其二,召集市民參加每個罪犯的審判已經成為很困難的任務,尤其是市民和罪犯的人數越來越多,權宜的辦法是運用常設的官員或是特定的檢察官,代表人民行使審判權。早期這種問題非常少見,只有在很偶然的狀況下才會發生,等到羅馬建城7個世紀的初葉才成為永久的編製。每年選出的4位法務官經過授權,負責審理叛逆、勒贖、盜用公款和賄賂等國事犯罪。蘇拉增加法務官的數目和新的罪行項目,以處理直接傷害個人安全的犯罪。這些檢察官負責準備和指導法庭的審判工作,也只是宣讀經大多數「法官」所同意的判決而已。這些法官雖然尊重事實,但產生的偏見更多,已被比擬為英國的陪審團。 法務官擬定一份年度名單,列入的人選都是年高德劭的市民,承擔這些重要而讓人厭煩的工作。經過很多年憲法的奮鬥以後,才從元老院、騎士階級和平民中間選擇相等的人數,有450人被指定進行單一的表決。法官有不同的名單或是「十人組」,必須將上千位羅馬人的名字包括在內,這些人代表國家行使審判權。每個特定的案件,都要從大瓮中抽出足夠的法官人選,他們的公正要用誓詞來保證。投票表決的方式可以保證獨立行使職權,從原告和被告的相互盤問中,消除有所偏袒的疑慮。米洛案 的每邊法官減少15人之多,由51位法官用口頭回答或透過投票板,投出開釋、有罪或可疑的決定。
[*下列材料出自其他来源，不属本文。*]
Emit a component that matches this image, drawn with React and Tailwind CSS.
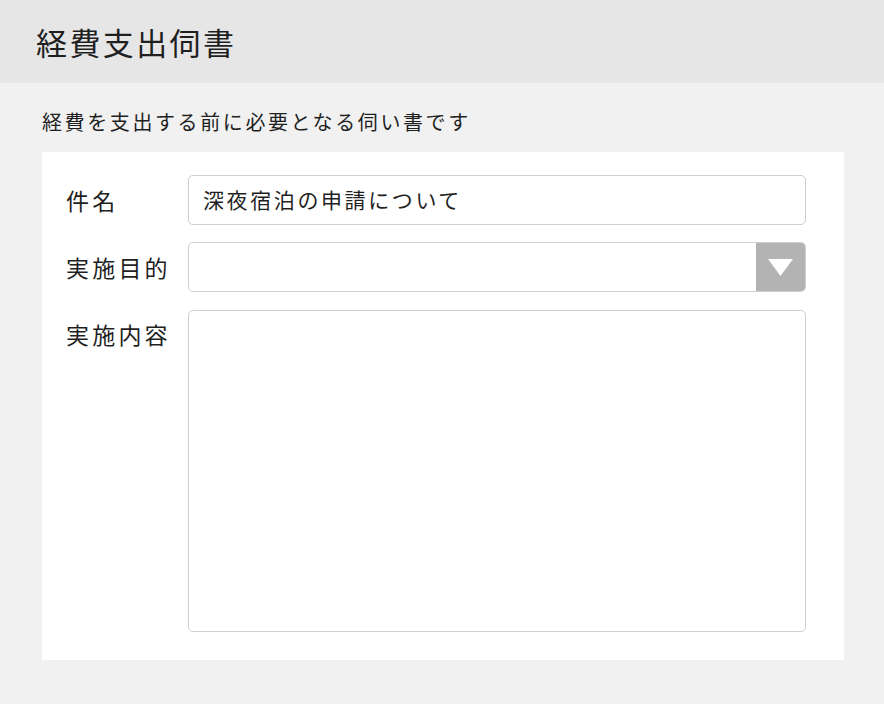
export default function App() {
  const font = { fontFamily: '"Noto Sans CJK JP", "Noto Sans", sans-serif' };
  const inputBox = 'w-full h-[50px] rounded-[5px] border border-[#cfcfcf] bg-white';

  return (
    <div className="min-h-screen w-full bg-[#f1f1f1] text-[#1f1f1f]" style={font}>
      {/* header */}
      <div className="h-[83px] bg-[#e6e6e6] flex items-center px-[36px]">
        <h1 className="text-[31px] leading-none tracking-[2.4px] font-normal">経費支出伺書</h1>
      </div>

      <div className="pl-[42px] pr-[40px]">
        <p className="pt-[25px] h-[69px] text-[20px] leading-[28px] tracking-[2.6px]">
          経費を支出する前に必要となる伺い書です
        </p>

        {/* form card */}
        <div className="bg-white pt-[23px] pl-[24px] pr-[38px] pb-[28px] flex flex-col">
          <div className="flex items-center">
            <label className="w-[122px] shrink-0 text-[23px] tracking-[3.2px]">件名</label>
            <div className={inputBox + ' flex items-center px-[14px]'}>
              <span className="text-[21px] tracking-[2.6px]">深夜宿泊の申請について</span>
            </div>
          </div>

          <div className="flex items-center mt-[17px]">
            <label className="w-[122px] shrink-0 text-[23px] tracking-[3.2px]">実施目的</label>
            <div className={inputBox + ' flex overflow-hidden'}>
              <div className="flex-1" />
              <div className="w-[49px] h-full bg-[#b3b3b3] flex items-center justify-center">
                <svg width="25" height="17" viewBox="0 0 25 17">
                  <polygon points="0,0 25,0 12.5,17" fill="#ffffff" />
                </svg>
              </div>
            </div>
          </div>

          <div className="flex items-start mt-[18px]">
            <label className="w-[122px] shrink-0 pt-[9px] text-[23px] leading-[30px] tracking-[3.2px]">実施内容</label>
            <div className="w-full h-[322px] rounded-[5px] border border-[#cfcfcf] bg-white" />
          </div>
        </div>
      </div>
    </div>
  );
}
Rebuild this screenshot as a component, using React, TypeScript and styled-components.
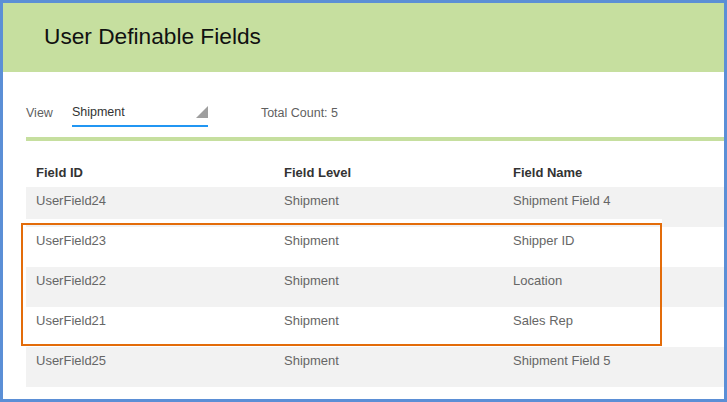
import React from "react";
import styled, { createGlobalStyle } from "styled-components";

const GlobalStyle = createGlobalStyle`
  html, body { margin: 0; padding: 0; background: #ffffff; }
  body { font-family: "Liberation Sans", Arial, sans-serif; }
  * { box-sizing: border-box; }
`;

const Frame = styled.div`
  width: 727px;
  height: 402px;
  border: 3px solid #5b8fd6;
  background: #ffffff;
  display: flex;
  flex-direction: column;
  overflow: hidden;
`;

const Header = styled.header`
  height: 69px;
  flex: none;
  background: #c6df9f;
  display: flex;
  align-items: center;
  padding: 0 0 2px 41px;
`;

const Title = styled.h1`
  margin: 0;
  font-size: 22.7px;
  font-weight: 400;
  color: #111111;
`;

const Content = styled.main`
  padding-left: 23px;
  display: flex;
  flex-direction: column;
`;

const Toolbar = styled.div`
  margin-top: 33px;
  display: flex;
  align-items: flex-start;
`;

const Label = styled.span<{ $gap?: number }>`
  font-size: 12.5px;
  line-height: 16px;
  color: #5f5f5f;
  margin-right: ${(p) => p.$gap ?? 0}px;
`;

const Select = styled.div`
  width: 136px;
  display: flex;
  justify-content: space-between;
  align-items: flex-start;
  padding-bottom: 5px;
  border-bottom: 2px solid #2196f3;
  margin-right: 53px;
`;

const SelectValue = styled.span`
  font-size: 12.5px;
  line-height: 16px;
  color: #333333;
  margin-top: -1px;
`;

const Arrow = styled.svg`
  display: block;
  margin-top: 1px;
  flex: none;
`;

const Divider = styled.div`
  margin-top: 10px;
  height: 4px;
  background: #c6df9f;
`;

const Table = styled.div`
  display: flex;
  flex-direction: column;
`;

const Row = styled.div<{ $shade?: boolean }>`
  display: grid;
  grid-template-columns: 248px 229px 1fr;
  height: 40px;
  background: ${(p) => (p.$shade ? "#f2f2f2" : "#ffffff")};
`;

const HeadRow = styled(Row)`
  height: 46px;
  align-items: end;
`;

const HeadCell = styled.div`
  padding: 0 10px 6px;
  font-size: 13px;
  line-height: 16px;
  font-weight: 700;
  color: #333333;
`;

const Cell = styled.div`
  padding: 6px 10px 0;
  font-size: 13px;
  line-height: 16px;
  color: #666666;
`;

const Body = styled.div`
  position: relative;
  display: flex;
  flex-direction: column;
`;

const Highlight = styled.div`
  position: absolute;
  left: -5px;
  top: 36px;
  width: 641px;
  height: 123px;
  border: 2px solid #e36c0a;
  box-shadow: 0 -4px 0 #ffffff;
  pointer-events: none;
`;

const rows = [
  ["UserField24", "Shipment", "Shipment Field 4"],
  ["UserField23", "Shipment", "Shipper ID"],
  ["UserField22", "Shipment", "Location"],
  ["UserField21", "Shipment", "Sales Rep"],
  ["UserField25", "Shipment", "Shipment Field 5"],
];

export default function App() {
  return (
    <>
      <GlobalStyle />
      <Frame>
        <Header>
          <Title>User Definable Fields</Title>
        </Header>
        <Content>
          <Toolbar>
            <Label $gap={19}>View</Label>
            <Select>
              <SelectValue>Shipment</SelectValue>
              <Arrow width="12" height="12" viewBox="0 0 12 12">
                <polygon points="12,0 12,12 0,12" fill="#9e9e9e" />
              </Arrow>
            </Select>
            <Label>Total Count: 5</Label>
          </Toolbar>
          <Divider />
          <Table>
            <HeadRow>
              <HeadCell>Field ID</HeadCell>
              <HeadCell>Field Level</HeadCell>
              <HeadCell>Field Name</HeadCell>
            </HeadRow>
            <Body>
              {rows.map((r, i) => (
                <Row key={r[0]} $shade={i % 2 === 0}>
                  {r.map((c, j) => (
                    <Cell key={j}>{c}</Cell>
                  ))}
                </Row>
              ))}
              <Highlight />
            </Body>
          </Table>
        </Content>
      </Frame>
    </>
  );
}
其三,在羅馬法的審判程序中,城市的法務官才是真正的法官,也可以算是立法者,等他下達指示要採取法律行動時,通常就會交付給一個代表來查明事實真相。隨著法律的訴訟程序增加,由十人委員會所設置、他所主持的法庭,獲得更大的分量和更高的聲譽。不管他是單獨行動還是聽從幕僚給他的建議,絕對的權力還是被託付給一個官員,這個官員每年要由人民投票選出。在自由運用有關的法規和預防措施時,需要能夠自圓其說的解釋,專制政體的命令則簡潔而又無趣。在查士丁尼也或許是戴克里先時代之前,十人組的羅馬法官已經是虛有其名,只能像顧問一樣提出很謙遜的意見,法務官可能接受也可能置之不理。無論是民事法庭還是刑事法庭,都由一位官員負責,他的就任或解職全部取決於皇帝的意願。